The streets here are lined in floral creations made up of confetti covered in colored paper and bunched into bouquets.
You can buy these beauties in any flavor imaginable -- Nutella, tiramisu, ricotta and pear, fruits of the forest, hazelnut, the list goes on.
Guardiagrele in Chieti province is fast developing a local reputation as a foodie town. It even has its own sweet, Le Sise delle Monache, which literally translates as "nun's breasts", so named for its rounded, perky shape.
This chantilly cream-filled bun of sorts is most commonly eaten at Pasticceria Emo Lullo (Via Roma 105, Guardiagrele).
9. Top restaurants
As the Italian food sector consistently looks to innovate and honor historic traditions and local customs, quality dining establishments continue to pop up in the Abruzzo landscape.

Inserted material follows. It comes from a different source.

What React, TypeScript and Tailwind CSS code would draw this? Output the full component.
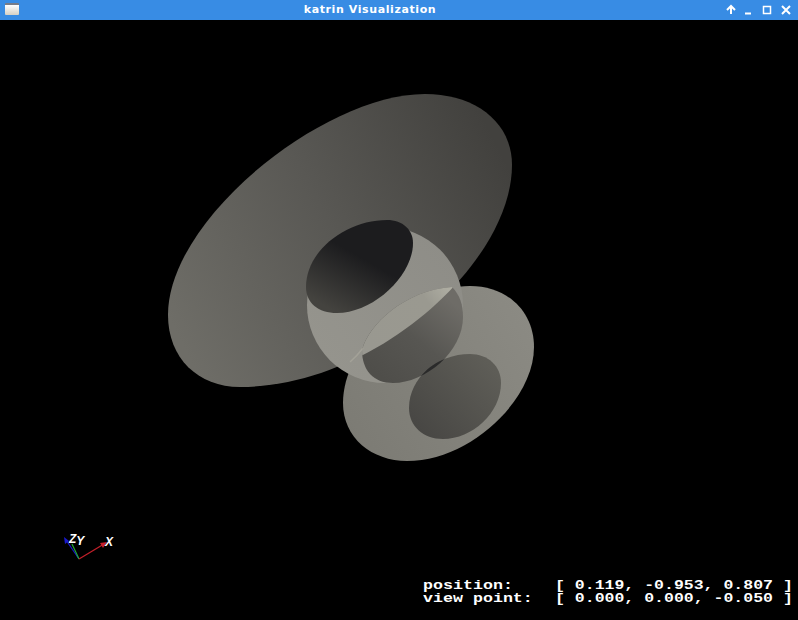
const bigDisc =
  "M425 94 C475 94 512 122 512 165 C512 262 375 387 240 387 C198 387 168 358 168 315 C168 218 325 94 425 94 Z";
const lowerDisc =
  "M470 286 C508 286 534 312 534 347 C534 400 470 461 407 461 C372 461 343 438 343 403 C343 345 410 286 470 286 Z";
const upperHole =
  "M387 220 C403 220 413 230 413 243 C413 276 373 313 337 313 C318 313 306 303 306 287 C306 250 347 220 387 220 Z";
const lowerHole =
  "M470 354 C488 354 501 366 501 383 C501 413 472 439 443 439 C423 439 409 426 409 408 C409 378 437 354 470 354 Z";
const lens =
  "M362 350 C368 325 405 290 452 287 C460 295 463 305 463 317 C463 352 425 383 393 383 C373 383 362 370 362 350 Z";

function Scene() {
  return (
    <svg width="798" height="600" viewBox="0 20 798 600" className="block">
      <defs>
        <linearGradient id="disc" x1="180" y1="340" x2="510" y2="170" gradientUnits="userSpaceOnUse">
          <stop offset="0" stopColor="#6e6d67" />
          <stop offset="0.5" stopColor="#595854" />
          <stop offset="1" stopColor="#42413e" />
        </linearGradient>
        <linearGradient id="lower" x1="350" y1="440" x2="530" y2="320" gradientUnits="userSpaceOnUse">
          <stop offset="0" stopColor="#7c7b74" />
          <stop offset="1" stopColor="#8b8a83" />
        </linearGradient>
        <linearGradient id="hole" x1="385" y1="225" x2="335" y2="312" gradientUnits="userSpaceOnUse">
          <stop offset="0.4" stopColor="#1c1c1e" />
          <stop offset="1" stopColor="#44433f" />
        </linearGradient>
        <linearGradient id="sphere" x1="320" y1="350" x2="450" y2="250" gradientUnits="userSpaceOnUse">
          <stop offset="0" stopColor="#95948d" />
          <stop offset="1" stopColor="#8e8d87" />
        </linearGradient>
        <linearGradient id="lensDark" x1="450" y1="300" x2="385" y2="380" gradientUnits="userSpaceOnUse">
          <stop offset="0" stopColor="#6e6c67" />
          <stop offset="0.5" stopColor="#575652" />
          <stop offset="1" stopColor="#4f4e4a" />
        </linearGradient>
        <linearGradient id="lensLight" x1="370" y1="350" x2="450" y2="290" gradientUnits="userSpaceOnUse">
          <stop offset="0" stopColor="#999890" />
          <stop offset="0.75" stopColor="#9a9990" />
          <stop offset="1" stopColor="#aeada2" />
        </linearGradient>
        <linearGradient id="lowerHoleFill" x1="420" y1="430" x2="490" y2="365" gradientUnits="userSpaceOnUse">
          <stop offset="0" stopColor="#484744" />
          <stop offset="1" stopColor="#5e5d57" />
        </linearGradient>
        <clipPath id="bigClip">
          <path d={bigDisc} />
        </clipPath>
        <clipPath id="lensClip">
          <path d={lens} />
        </clipPath>
      </defs>

      <path d={lowerDisc} fill="url(#lower)" />
      <path d={bigDisc} fill="url(#disc)" />
      <circle cx="385" cy="305" r="78" fill="url(#sphere)" />
      <path d={upperHole} fill="url(#hole)" />
      <path d={lowerHole} fill="url(#lowerHoleFill)" />

      <path d={lens} fill="url(#lensDark)" />
      <g clipPath="url(#bigClip)">
        <path d={lens} fill="url(#lensLight)" />
      </g>
      <g clipPath="url(#lensClip)">
        <path d={lowerHole} fill="#2a2a2a" />
      </g>

      <path d="M350 362 Q357 356 363 348" fill="none" stroke="#b5b3a7" strokeWidth="1.5" opacity="0.45" />
    </svg>
  );
}

function Axes() {
  return (
    <div className="absolute left-[60px] top-[510px] h-[36px] w-[60px]">
      <svg width="60" height="36" viewBox="60 530 60 36" className="block">
        <line x1="79" y1="559" x2="66" y2="540" stroke="#1a1acc" strokeWidth="1.2" />
        <polygon points="64,537 69,541 65,544" fill="#1a1acc" />
        <line x1="79" y1="559" x2="72" y2="544" stroke="#22aa33" strokeWidth="1.2" />
        <line x1="79" y1="559" x2="104" y2="544" stroke="#c5202a" strokeWidth="1.2" />
        <polygon points="107,542 100,543 103,548" fill="#c5202a" />
      </svg>
      <div className="absolute left-[9px] top-[3px] flex items-start font-['Liberation_Sans',sans-serif] text-[12px] leading-[12px] font-bold text-white italic">
        <span>Z</span>
        <span className="mt-[2px]">Y</span>
      </div>
      <span className="absolute left-[45px] top-[6px] font-['Liberation_Sans',sans-serif] text-[12px] leading-[12px] font-bold text-white italic">
        X
      </span>
    </div>
  );
}

function Readout() {
  return (
    <div className="absolute left-[423px] top-[559px] flex whitespace-pre font-['Liberation_Mono',monospace] text-[13px] leading-[13px] font-bold text-white">
      <div className="w-[132px] shrink-0 origin-top-left scale-x-[1.28]">
        <div>position:</div>
        <div>view point:</div>
      </div>
      <div className="origin-top-left scale-x-[1.27]">
        <div>[ 0.119, -0.953, 0.807 ]</div>
        <div>[ 0.000, 0.000, -0.050 ]</div>
      </div>
    </div>
  );
}

function TitleBar() {
  return (
    <div className="relative flex h-5 items-center justify-center bg-[#388ce4]">
      <div className="absolute left-[5px] top-[3px] h-[12px] w-[14px] rounded-[1px] border-t-2 border-t-[#777c88] bg-gradient-to-b from-white to-[#d5d0c4]" />
      <span className="ml-[-58px] font-['DejaVu_Sans',sans-serif] text-[11px] font-bold tracking-[0.6px] text-white">
        katrin Visualization
      </span>
      <div className="absolute right-[6px] top-[4px] flex items-center">
        <svg width="66" height="12" viewBox="0 0 66 12" className="block">
          <path d="M1 6 L5 2 L9 6 M5 2 V10" fill="none" stroke="white" strokeWidth="2" />
          <path d="M19 9.5 H25" stroke="white" strokeWidth="2" />
          <rect x="37.5" y="2.5" width="7" height="7" fill="none" stroke="white" strokeWidth="1.5" />
          <path d="M56 2 L64 10 M64 2 L56 10" stroke="white" strokeWidth="2" />
        </svg>
      </div>
    </div>
  );
}

export default function App() {
  return (
    <div className="flex h-[620px] w-[798px] flex-col overflow-hidden bg-black">
      <TitleBar />
      <div className="relative flex-1 bg-black">
        <Scene />
        <Axes />
        <Readout />
      </div>
    </div>
  );
}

One of Italy's most famous chefs, Heinz Beck is at the helm of Caf- Les Paillotes (Piazza le Laudi 2, Pescara). The eatery is situated on the seafront in Pescara overlooking the Adriatic and now has a Michelin star.
Meanwhile Niko Romito has been running Reale (Piana Santa Liberata, Castel di Sangro) with his sister Cristiana since 2000.
The self-taught chef was awarded three Michelin stars in 2013 -- there are only eight restaurants in Italy with this title.
Located within a 16th-century former monastery in Castel di Sangro, Reale's menu combines haute cuisine with the best of Abruzzo produce and beyond.
10. The Trabocchi Coast
This UNESCO World Heritage-protected 70-kilometer coast stretches from Ortona to San Salvo in Chieti province. Its most striking sight is a collection of fishing net structures known as trabocchi.
Historically the trabocchi were used by fisherman to avoid deep waters and collect varieties like anchovies, sardines, sea bream and sea bass.
While many are no longer in use because they can't compete with modern-day fishing technology, some are still managed by generations of fisherman and have branched out, now operating as restaurants.